Of wigs and pens
Lawyers and journalists have always been good bedfellows. Andrew Grant-Adamson and Martin Stabe were quick to spot the words of wisdom in the recent Slate posting, Bartiromo Innuendo, which highlights the value of lawyers who help get difficult issues into print, rather than keeping them out.
Slate's Jack Shafer's starts his piece by pointing out that “a well-lawyered newspaper distinguishes itself by the way it writes around something".
There's nothing worse for a reporter than knowing something but not being able to say it. I spent many days and weeks in the late seventies and early eighties attending legal seminars by the likes of the NCTJ listening to zillion-pounds-an-hour barristers telling us how papers have been taken to the cleaners for asking why some junior minister was spotted in Shepherd Market late at night, alone.

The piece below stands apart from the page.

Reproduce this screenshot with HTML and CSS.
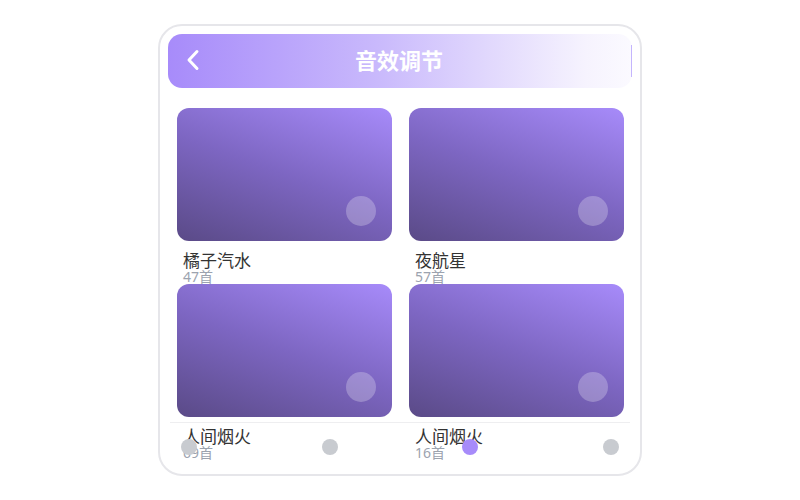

One of the best proponents of the "write around" skill was not a lawyer, however, it was the late Roy East, the former People investigator who helped shape my early career in the westcountry where we worked on a tabloid hell-bent on exposing misdeeds on the moors.
Many a time I'd take my piece to his study and say, "I know Henry Wotnot gay, everyone knows he's gay but he's not admitting it." Roy would roll in a new sheet of A4 and begin: BACHELOR Henry Wotnot . . . new par . . . Mr Wotnot, who shares a two-bed flat with his schoolfriend Mr . . .
Years later, I recalled his advice when writing about black magic orgies in a block of flats owned by a former mayor who was refusing to be drawn on the subject. I began the third par. Alderman Wotsit may be surpised to learn . . .
Not sure that in our thirst for quick and easy news, we do enough of that these days.